Why then did the US agree to the Cuban demand for normalisation, without conditions, especially as Washington is currently engaged in aggressive measures against Venezuela, Syria and Russia? The answer lies in the powerful unification processes underway in Latin America and the Caribbean. The late Hugo Chavez, with his 'political father' Fidel Castro, knew that the Latin American nations had to unite to be able to stand up to a big power. That is why Chavez initiated the ALBA, UNASUR and the CELAC (the Community of Latin American and Caribbean States), the latter representing all the peoples of the Americas (600 million) except the USA and Canada (330 million).

Last year Cuba had the Presidency of the CELAC, causing alarm in Washington.

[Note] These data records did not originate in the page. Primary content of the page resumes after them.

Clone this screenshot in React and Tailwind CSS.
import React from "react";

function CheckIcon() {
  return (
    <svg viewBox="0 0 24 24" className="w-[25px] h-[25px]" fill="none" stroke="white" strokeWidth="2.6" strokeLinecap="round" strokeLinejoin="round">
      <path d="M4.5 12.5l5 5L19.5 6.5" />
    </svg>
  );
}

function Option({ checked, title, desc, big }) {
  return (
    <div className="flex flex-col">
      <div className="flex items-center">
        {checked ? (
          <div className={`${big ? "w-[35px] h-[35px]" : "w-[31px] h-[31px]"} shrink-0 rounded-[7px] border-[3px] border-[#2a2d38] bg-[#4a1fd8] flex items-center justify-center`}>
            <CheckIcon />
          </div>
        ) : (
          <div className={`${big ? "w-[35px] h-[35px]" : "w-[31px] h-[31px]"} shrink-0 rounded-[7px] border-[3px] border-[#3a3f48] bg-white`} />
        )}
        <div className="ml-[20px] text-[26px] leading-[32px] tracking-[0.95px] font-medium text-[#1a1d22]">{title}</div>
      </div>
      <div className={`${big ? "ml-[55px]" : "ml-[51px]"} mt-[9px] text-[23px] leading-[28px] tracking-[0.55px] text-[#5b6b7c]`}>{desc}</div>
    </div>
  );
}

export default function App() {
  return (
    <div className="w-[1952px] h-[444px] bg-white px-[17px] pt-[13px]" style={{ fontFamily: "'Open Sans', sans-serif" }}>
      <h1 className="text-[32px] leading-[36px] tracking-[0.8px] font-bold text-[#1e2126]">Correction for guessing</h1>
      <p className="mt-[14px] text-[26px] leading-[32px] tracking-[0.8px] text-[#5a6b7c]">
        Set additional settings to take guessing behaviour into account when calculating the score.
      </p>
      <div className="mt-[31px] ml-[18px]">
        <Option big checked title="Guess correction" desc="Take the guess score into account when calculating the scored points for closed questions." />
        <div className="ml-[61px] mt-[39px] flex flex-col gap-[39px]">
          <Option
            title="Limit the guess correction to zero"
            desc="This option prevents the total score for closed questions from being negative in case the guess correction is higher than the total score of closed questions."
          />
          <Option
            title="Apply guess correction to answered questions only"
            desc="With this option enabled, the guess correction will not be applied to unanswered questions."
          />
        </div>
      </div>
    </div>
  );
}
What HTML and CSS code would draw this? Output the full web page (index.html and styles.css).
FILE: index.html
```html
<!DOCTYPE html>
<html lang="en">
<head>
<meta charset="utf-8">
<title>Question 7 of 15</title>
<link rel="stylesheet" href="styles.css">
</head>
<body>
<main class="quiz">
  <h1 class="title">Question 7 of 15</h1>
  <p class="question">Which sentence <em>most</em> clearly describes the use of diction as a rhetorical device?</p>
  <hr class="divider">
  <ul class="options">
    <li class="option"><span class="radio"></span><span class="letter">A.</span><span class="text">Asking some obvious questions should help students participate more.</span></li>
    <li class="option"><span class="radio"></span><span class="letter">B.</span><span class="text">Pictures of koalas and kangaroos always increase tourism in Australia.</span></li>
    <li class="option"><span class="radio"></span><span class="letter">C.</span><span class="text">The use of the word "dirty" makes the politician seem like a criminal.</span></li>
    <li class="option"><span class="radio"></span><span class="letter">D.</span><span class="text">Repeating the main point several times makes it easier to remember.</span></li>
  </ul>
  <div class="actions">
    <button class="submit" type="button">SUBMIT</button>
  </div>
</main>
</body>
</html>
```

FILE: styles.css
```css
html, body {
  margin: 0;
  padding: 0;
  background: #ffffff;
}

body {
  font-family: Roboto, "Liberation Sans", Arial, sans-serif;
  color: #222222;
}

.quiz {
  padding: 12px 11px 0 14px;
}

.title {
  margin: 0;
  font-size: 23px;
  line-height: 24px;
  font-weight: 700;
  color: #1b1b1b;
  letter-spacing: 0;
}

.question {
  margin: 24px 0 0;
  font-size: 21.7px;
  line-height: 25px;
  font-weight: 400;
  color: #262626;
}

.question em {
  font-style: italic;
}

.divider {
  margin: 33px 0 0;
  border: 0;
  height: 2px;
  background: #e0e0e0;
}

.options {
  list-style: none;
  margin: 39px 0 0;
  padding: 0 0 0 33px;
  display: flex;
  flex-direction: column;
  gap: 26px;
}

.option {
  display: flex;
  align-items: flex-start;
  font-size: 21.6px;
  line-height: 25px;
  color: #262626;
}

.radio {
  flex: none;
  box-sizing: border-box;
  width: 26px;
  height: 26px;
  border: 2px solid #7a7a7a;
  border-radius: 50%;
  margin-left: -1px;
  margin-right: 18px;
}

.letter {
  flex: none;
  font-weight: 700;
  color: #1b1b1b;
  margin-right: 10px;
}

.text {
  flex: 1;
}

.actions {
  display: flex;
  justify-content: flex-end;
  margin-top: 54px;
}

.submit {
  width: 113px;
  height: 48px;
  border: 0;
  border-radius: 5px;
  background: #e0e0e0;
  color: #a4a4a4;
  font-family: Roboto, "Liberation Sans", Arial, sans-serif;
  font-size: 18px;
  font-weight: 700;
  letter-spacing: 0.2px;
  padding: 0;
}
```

Where it had isolated Cuba in the 1960s, now the USA was isolated. The Free Trade Area of the Americas (FTAA) is long dead, even if neoliberal projects remain. US-backed conflicts in Latin America were being resolved by UNASUR. Meantime, CELAC was dealing directly with the Europeans. The Washington-dominated Organization of American States (OAS) was and is sidelined.

Powerful US lobbies have been addressing this problem for the last few years, mainly because of fear of isolation in the Americas and of being frozen out of new markets and fields of investment (see: http://www.bloomberg.com/news/2014-05-29/cuba-embargo-under-pressure-as-obama-urged-to-ease-it.html). The New York Times, clearly with investor group backing, ran a series of articles over October-December, urging an end to the 'embargo' (see:http://www.nytimes.com/2014/10/12/opinion/sunday/end-the-us-embargo-on-cuba.html?_r=0 ). Perhaps most telling was the May letter from a group of Washington establishment figures, including John Negroponte, former death squad organiser. They couched their argument in the usual rhetoric of 'freedom and civil society', and opportunities for the US to change Cuba, but importantly added their fear: 'the U.S. is finding itself increasingly isolated internationally in its Cuba policy' (http://media.bloomberg.com/bb/avfile/rqfvUFFN8vl8).

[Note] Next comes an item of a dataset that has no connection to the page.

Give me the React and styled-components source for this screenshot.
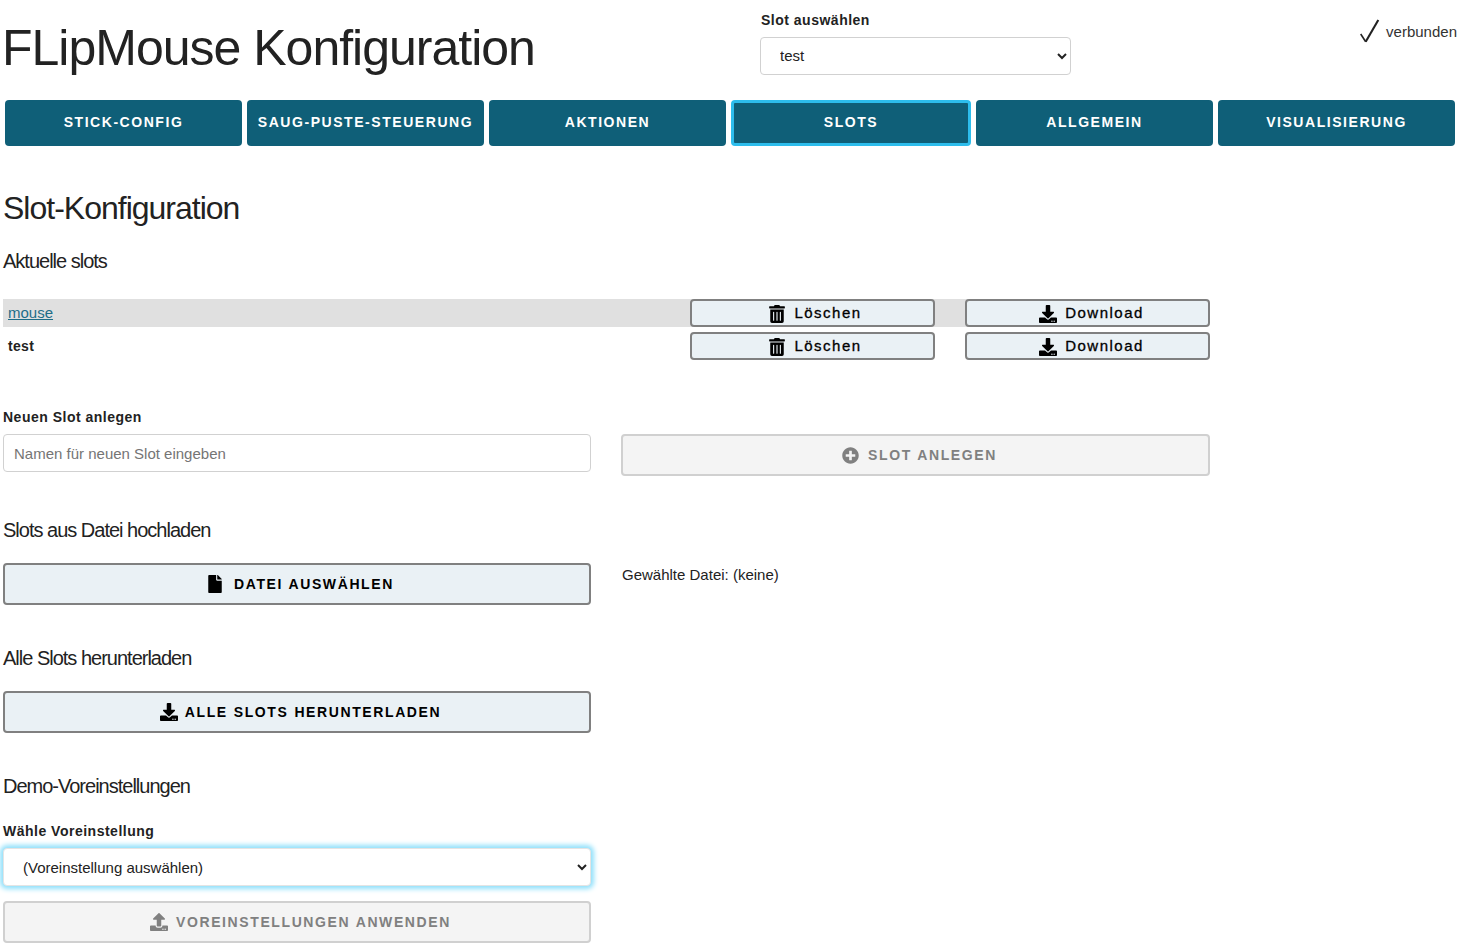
import React from 'react';
import styled, { createGlobalStyle, css } from 'styled-components';
import { FaDownload, FaFile, FaPlusCircle, FaTrashAlt, FaUpload } from 'react-icons/fa';

const GlobalStyle = createGlobalStyle`
  html, body { margin: 0; padding: 0; background: #fff; }
  * { box-sizing: border-box; }
  body {
    font-family: "Liberation Sans", Arial, sans-serif;
    font-size: 15px;
    line-height: 1.6;
    color: #222;
  }
`;

const Page = styled.div`
  width: 1472px;
  height: 943px;
  overflow: hidden;
  padding: 0 3px;
`;

const Header = styled.header`
  display: flex;
  height: 100px;
`;

const Title = styled.h1`
  width: 757px;
  margin: 0;
  padding-top: 21px;
  font-size: 50px;
  font-weight: 300;
  line-height: 55px;
  letter-spacing: -1px;
  text-indent: -1px;
`;

const Label = styled.label`
  display: block;
  margin-bottom: 5px;
  font-size: 14px;
  font-weight: 600;
  line-height: 24px;
  letter-spacing: 0.5px;
`;

const SlotPicker = styled.div`
  width: 311px;
  padding-top: 8px;

  ${Label} { padding-left: 1px; }
`;

const Select = styled.select`
  display: block;
  width: 100%;
  height: 38px;
  padding: 4px 15px 6px;
  background: #fff;
  border: 1px solid #d1d1d1;
  border-radius: 4px;
  font-family: inherit;
  font-size: 15px;
  color: #222;
  ${(props) => props.$focused && css`
    padding: 6px 15px;
    border-color: #e4e4e4;
    box-shadow: 0 0 5px 3px #8fe0fb;
  `}
`;

const Status = styled.div`
  display: flex;
  flex: 1;
  justify-content: flex-end;
  gap: 6px;
  padding: 18px 12px 0 0;
  font-size: 15px;
  line-height: 28px;
  color: #333;
`;

const Tabs = styled.nav`
  display: grid;
  grid-template-columns: 237px 237px 237px 240px 237px 237px;
  gap: 5px;
  margin-left: 2px;
`;

const Tab = styled.button`
  height: 46px;
  padding: 0 0 2px;
  background: #0f5f78;
  border: ${(props) => (props.$active ? '3px solid #2dbdec' : '0')};
  border-radius: 4px;
  font-family: inherit;
  font-size: 14px;
  font-weight: 700;
  letter-spacing: 1.55px;
  color: #fff;
  text-transform: uppercase;
`;

const Content = styled.main`
  width: 1207px;
`;

const PageHeading = styled.h2`
  margin: 42px 0 0;
  font-size: 32px;
  font-weight: 300;
  line-height: 40px;
  letter-spacing: -1px;
`;

const SectionHeading = styled.h3`
  margin: ${(props) => props.$top}px 0 0;
  font-size: 20px;
  font-weight: 300;
  line-height: 26px;
  letter-spacing: -1px;
`;

const SlotList = styled.div`
  display: flex;
  flex-direction: column;
  gap: 5px;
  margin-top: 25px;
`;

const SlotRow = styled.div`
  display: grid;
  grid-template-columns: 1fr 245px 245px;
  column-gap: 30px;
  align-items: center;
  height: 28px;
  background: ${(props) => (props.$shaded ? 'linear-gradient(to right, #e0e0e0 965px, transparent 965px)' : 'transparent')};
`;

const SlotName = styled.div`
  padding-left: 5px;
  font-size: 15px;
`;

const SlotLink = styled.a`
  color: #1d6d88;
  text-decoration: underline;
`;

const ActiveSlot = styled.strong`
  font-weight: 700;
  font-size: 14px;
  letter-spacing: 0.3px;
`;

const SmallButton = styled.button`
  display: flex;
  align-items: center;
  justify-content: center;
  gap: 8px;
  height: 28px;
  padding: 0 0 2px ${(props) => props.$indent}px;
  background: #eaf1f5;
  border: 2px solid #808080;
  border-radius: 4px;
  font-family: inherit;
  font-size: 15px;
  font-weight: 400;
  letter-spacing: 1.5px;
  color: #000;
  -webkit-text-stroke: 0.3px #000;

  svg { margin-top: 4px; }
`;

const FormRow = styled.div`
  display: grid;
  grid-template-columns: 588px 589px;
  column-gap: 30px;
  align-items: start;
`;

const NameInput = styled.input`
  display: block;
  width: 100%;
  height: 38px;
  padding: 6px 10px;
  background: #fff;
  border: 1px solid #d1d1d1;
  border-radius: 4px;
  font-family: inherit;
  font-size: 15px;
  &::placeholder { color: #757575; opacity: 1; }
`;

const ActionButton = styled.button`
  display: flex;
  align-items: center;
  justify-content: center;
  gap: ${(props) => props.$gap}px;
  width: 100%;
  height: 42px;
  padding: 0 0 0 ${(props) => props.$indent}px;
  background: ${(props) => (props.disabled ? '#f4f4f4' : '#eaf1f5')};
  border: 2px solid ${(props) => (props.disabled ? '#d0d0d0' : '#808080')};
  border-radius: 4px;
  font-family: inherit;
  font-size: 14px;
  font-weight: 700;
  letter-spacing: 1.6px;
  word-spacing: 0.5px;
  color: ${(props) => (props.disabled ? '#808080' : '#000')};
  text-transform: uppercase;
`;

const FileNote = styled.div`
  padding-left: 1px;
  font-size: 15px;
  color: #222;
`;

const Block = styled.div`
  margin-top: ${(props) => props.$top}px;
`;

const CheckMark = () => (
  <svg width="22" height="26" viewBox="0 0 22 26" fill="none" stroke="#222">
    <path d="M2.7 16 L7.7 23.7" strokeWidth="1.6" />
    <path d="M7.7 23.7 L20.3 2" strokeWidth="2.1" />
  </svg>
);

const slots = [
  { name: 'mouse', active: false },
  { name: 'test', active: true },
];

export default function App() {
  return (
    <Page>
      <GlobalStyle />
      <Header>
        <Title>FLipMouse Konfiguration</Title>
        <SlotPicker>
          <Label>Slot auswählen</Label>
          <Select defaultValue="test">
            <option>mouse</option>
            <option>test</option>
          </Select>
        </SlotPicker>
        <Status>
          <CheckMark />
          <span>verbunden</span>
        </Status>
      </Header>
      <Tabs>
        <Tab>Stick-Config</Tab>
        <Tab>Saug-Puste-Steuerung</Tab>
        <Tab>Aktionen</Tab>
        <Tab $active>Slots</Tab>
        <Tab>Allgemein</Tab>
        <Tab>Visualisierung</Tab>
      </Tabs>
      <Content>
        <PageHeading>Slot-Konfiguration</PageHeading>
        <SectionHeading $top={20}>Aktuelle slots</SectionHeading>
        <SlotList>
          {slots.map((slot) => (
            <SlotRow key={slot.name} $shaded={!slot.active}>
              <SlotName>
                {slot.active ? <ActiveSlot>{slot.name}</ActiveSlot> : <SlotLink href="#">{slot.name}</SlotLink>}
              </SlotName>
              <SmallButton $indent={5}><FaTrashAlt size={18} />Löschen</SmallButton>
              <SmallButton $indent={8}><FaDownload size={18} />Download</SmallButton>
            </SlotRow>
          ))}
        </SlotList>
        <FormRow>
          <Block $top={45}>
            <Label>Neuen Slot anlegen</Label>
            <NameInput placeholder="Namen für neuen Slot eingeben" />
          </Block>
          <Block $top={74}>
            <ActionButton disabled $gap={9} $indent={8}><FaPlusCircle size={17} />Slot anlegen</ActionButton>
          </Block>
        </FormRow>
        <SectionHeading $top={41}>Slots aus Datei hochladen</SectionHeading>
        <FormRow>
          <Block $top={20}>
            <ActionButton $gap={10} $indent={6}><FaFile size={18} />Datei auswählen</ActionButton>
          </Block>
          <Block $top={20}>
            <FileNote>Gewählte Datei: (keine)</FileNote>
          </Block>
        </FormRow>
        <SectionHeading $top={40}>Alle Slots herunterladen</SectionHeading>
        <FormRow>
          <Block $top={20}>
            <ActionButton $gap={7} $indent={7}><FaDownload size={18} />Alle Slots herunterladen</ActionButton>
          </Block>
        </FormRow>
        <SectionHeading $top={40}>Demo-Voreinstellungen</SectionHeading>
        <FormRow>
          <Block $top={20}>
            <Label>Wähle Voreinstellung</Label>
            <Select $focused defaultValue="none">
              <option value="none">(Voreinstellung auswählen)</option>
            </Select>
            <Block $top={15}>
              <ActionButton disabled $gap={8} $indent={7}><FaUpload size={18} />Voreinstellungen anwenden</ActionButton>
            </Block>
          </Block>
        </FormRow>
      </Content>
    </Page>
  );
}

The key driver of change has been Cuban resistance, combined with Latin American unity. The US economic blockade was opposed successfully by Cuban motions at the United Nations for more than 20 years, every year. In recent years the US has only counted on the support of Israel and one or two tiny, dependent pacific islands. Abstention since the 1990s has almost disappeared, giving Cuba the support of 188 to 189 countries each year. I say this to demonstrate that Cuba has consistently wanted to 'normalise' its relations with a power it considers a huge imperial threat, but nevertheless a neighbour with which it has to coexist.

Fidel Castro and Raul Castro have made the same point for decades: Cuba wants relations with the US, but on conditions of formal equality, with respect for independence and without any pressure or blackmail. It has always been the US that has attempted to impose conditions, for example, demanding that Cuba get out of Africa in the 1980s, or that Cuba changes its political and economic system, or that Fidel resigns, or that Cuba releases imprisoned US agents. In the end the US surrendered its failed policy, without conditions.

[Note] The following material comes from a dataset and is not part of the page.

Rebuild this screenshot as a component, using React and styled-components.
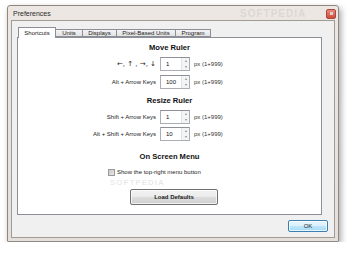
import React from "react";
import styled, { createGlobalStyle } from "styled-components";

const Global = createGlobalStyle`
  body {
    margin: 0;
    background: #ffffff;
    font-family: "Liberation Sans", Arial, sans-serif;
  }
`;

const Window = styled.div`
  position: relative;
  box-sizing: border-box;
  margin: 5px 0 0 7px;
  width: 332px;
  height: 237px;
  border: 1px solid #8e8882;
  border-radius: 3px 3px 1px 1px;
  background: linear-gradient(#ece7e2, #e4dfda);
  padding: 0 3px 3px 3px;
  display: flex;
  flex-direction: column;
  box-shadow: 2px 3px 6px rgba(0, 0, 0, 0.35);
`;

const TitleBar = styled.div`
  height: 14px;
  display: flex;
  align-items: center;
  justify-content: space-between;
  padding: 0 0 0 2px;
`;

const Title = styled.span`
  font-size: 7px;
  color: #2a2a2a;
`;

const CloseButton = styled.div`
  width: 8px;
  height: 8px;
  margin-right: -1px;
  margin-top: 1px;
  border: 1px solid #a8473c;
  border-radius: 2px;
  background: linear-gradient(#e98a7c, #d24b3a);
  display: flex;
  align-items: center;
  justify-content: center;
  &::after {
    content: "";
    width: 3px;
    height: 3px;
    background: #d8d2ce;
  }
`;

const Client = styled.div`
  flex: 1;
  box-sizing: border-box;
  background: #f0f0f0;
  border: 1px solid #a19b96;
  padding: 6px 6px 5px 5px;
  display: flex;
  flex-direction: column;
`;

const TabStrip = styled.div`
  display: flex;
  align-items: flex-end;
  height: 10px;
  position: relative;
  z-index: 1;
  padding-left: 1px;
`;

const Tab = styled.div`
  box-sizing: border-box;
  width: ${(p) => p.$w};
  height: ${(p) => (p.$active ? "11px" : "8px")};
  margin-bottom: ${(p) => (p.$active ? "-1px" : "0")};
  margin-left: ${(p) => (p.$first ? "0" : "-1px")};
  border: 1px solid #8c8f97;
  border-bottom: ${(p) => (p.$active ? "none" : "1px solid #8c8f97")};
  background: ${(p) =>
    p.$active ? "#ffffff" : "linear-gradient(#f4f4f4, #e2e2e2)"};
  font-size: 6px;
  color: #222;
  display: flex;
  align-items: center;
  justify-content: center;
  white-space: nowrap;
  z-index: ${(p) => (p.$active ? 2 : 1)};
`;

const Panel = styled.div`
  box-sizing: border-box;
  width: 305px;
  height: 178px;
  background: #ffffff;
  border: 1px solid #8c8f97;
  display: flex;
  flex-direction: column;
  position: relative;
  padding-top: 5px;
`;

const Heading = styled.div`
  height: 10px;
  line-height: 10px;
  text-align: center;
  font-size: 7.6px;
  font-weight: bold;
  color: #111;
  margin: ${(p) => p.$margin};
`;

const Rows = styled.div`
  display: grid;
  grid-template-columns: 138px 30px auto;
  column-gap: 4px;
  row-gap: ${(p) => p.$gap};
  align-items: center;
`;

const Label = styled.span`
  text-align: right;
  font-size: ${(p) => (p.$arrows ? "7px" : "6px")};
  font-family: ${(p) =>
    p.$arrows ? '"DejaVu Sans", sans-serif' : '"Liberation Sans", Arial, sans-serif'};
  color: #222;
`;

const Spin = styled.div`
  display: flex;
  height: 14px;
  box-sizing: border-box;
  border: 1px solid #abadb3;
  border-top-color: #8e9097;
  background: #fff;
`;

const SpinValue = styled.span`
  flex: 1;
  font-size: 6px;
  color: #111;
  padding-left: 5px;
  display: flex;
  align-items: center;
`;

const SpinArrows = styled.div`
  width: 7px;
  display: flex;
  flex-direction: column;
  border-left: 1px solid #e2e3e6;
  background: #f3f4f6;
`;

const Arrow = styled.div`
  flex: 1;
  display: flex;
  align-items: center;
  justify-content: center;
  &::after {
    content: "";
    border-left: 1.5px solid transparent;
    border-right: 1.5px solid transparent;
    ${(p) =>
      p.$up
        ? "border-bottom: 2px solid #8a8a8a;"
        : "border-top: 2px solid #8a8a8a;"}
  }
`;

const Unit = styled.span`
  font-size: 6px;
  color: #333;
`;

const CheckRow = styled.label`
  display: flex;
  align-items: center;
  gap: 2px;
  padding-left: 90px;
  margin-top: 5px;
  height: 10px;
`;

const Box = styled.span`
  width: 7px;
  height: 7px;
  box-sizing: border-box;
  border: 1px solid #9a9a9a;
  background: linear-gradient(135deg, #c9c9c9, #e8e8e8);
`;

const CheckText = styled.span`
  font-size: 6px;
  color: #222;
`;

const Button = styled.div`
  box-sizing: border-box;
  width: ${(p) => p.$w};
  height: ${(p) => p.$h};
  margin: ${(p) => p.$margin};
  border: 1px solid ${(p) => (p.$default ? "#3c7fb1" : "#707070")};
  border-radius: 2px;
  background: ${(p) =>
    p.$default
      ? "linear-gradient(#eaf6fd 0%, #d9f0fc 50%, #bee6fd 51%, #a7d9f5 100%)"
      : "linear-gradient(#f2f2f2 0%, #ebebeb 50%, #dddddd 51%, #cfcfcf 100%)"};
  box-shadow: inset 0 0 0 1px rgba(255, 255, 255, 0.7);
  display: flex;
  align-items: center;
  justify-content: center;
  font-size: 6px;
  font-weight: ${(p) => (p.$bold ? "bold" : "normal")};
  color: #1a1a1a;
`;

const Footer = styled.div`
  display: flex;
  justify-content: flex-end;
  padding-top: 5px;
`;

const Watermark = styled.div`
  position: absolute;
  left: ${(p) => p.$x};
  top: ${(p) => p.$y};
  font-size: ${(p) => p.$size};
  font-weight: bold;
  letter-spacing: 1px;
  color: rgba(160, 160, 160, ${(p) => p.$alpha});
  pointer-events: none;
  white-space: nowrap;
`;

const Spinner = ({ value }) => (
  <Spin>
    <SpinValue>{value}</SpinValue>
    <SpinArrows>
      <Arrow $up />
      <Arrow />
    </SpinArrows>
  </Spin>
);

const tabs = [
  { name: "Shortcuts", w: "38px" },
  { name: "Units", w: "28px" },
  { name: "Displays", w: "35px" },
  { name: "Pixel-Based Units", w: "60px" },
  { name: "Program", w: "36px" },
];

const Field = ({ label, value, arrows }) => (
  <>
    <Label $arrows={arrows}>{label}</Label>
    <Spinner value={value} />
    <Unit>px (1+999)</Unit>
  </>
);

export default function App() {
  return (
    <>
      <Global />
      <Window>
        <TitleBar>
          <Title>Preferences</Title>
          <CloseButton />
        </TitleBar>
        <Watermark $x="232px" $y="2px" $size="10px" $alpha="0.22">
          SOFTPEDIA
        </Watermark>
        <Client>
          <TabStrip>
            {tabs.map((t, i) => (
              <Tab key={t.name} $w={t.w} $active={i === 0} $first={i === 0}>
                {t.name}
              </Tab>
            ))}
          </TabStrip>
          <Panel>
            <Heading $margin="0 0 4px 0">Move Ruler</Heading>
            <Rows $gap="4px">
              <Field label="←, ↑ , →, ↓" value="1" arrows />
              <Field label="Alt + Arrow Keys" value="100" />
            </Rows>
            <Heading $margin="7px 0 4px 0">Resize Ruler</Heading>
            <Rows $gap="3px">
              <Field label="Shift + Arrow Keys" value="1" />
              <Field label="Alt + Shift + Arrow Keys" value="10" />
            </Rows>
            <Heading $margin="11px 0 0 0">On Screen Menu</Heading>
            <CheckRow>
              <Box />
              <CheckText>Show the top-right menu button</CheckText>
            </CheckRow>
            <Button $w="88px" $h="16px" $margin="12px 0 0 112px" $bold>
              Load Defaults
            </Button>
            <Watermark $x="92px" $y="140px" $size="8px" $alpha="0.25">
              SOFTPEDIA
            </Watermark>
          </Panel>
          <Footer>
            <Button $w="40px" $h="12px" $margin="0" $default>
              OK
            </Button>
          </Footer>
        </Client>
      </Window>
    </>
  );
}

Making use of US news sources, some commentators have claimed that Cuba mainly depends on remittances from the US, or that there is no foreign investment in Cuba. Both statements are quite false. While remittances are important for many families, Cuba's two biggest foreign income earners for the past two decades have been medical services and tourism. Since the mid-1990s there have been several large foreign investors in Cuba: Venezuela, China, Brazil and Spain. If people want to understand anything about Cuba they will have to wean themselves off US news sources. Try reading Cubadebate or watching Telesur.

After the breakthrough the NYT sums it up pretty well: 'Castro Thanks U.S. in Speech But Reaffirms Communism'. Perhaps a little more respect is due for the resistance and modest achievements of little peoples, rather than imagining that the logic of the empire always prevails. The history of Cuba should have given us cause to reflect on that.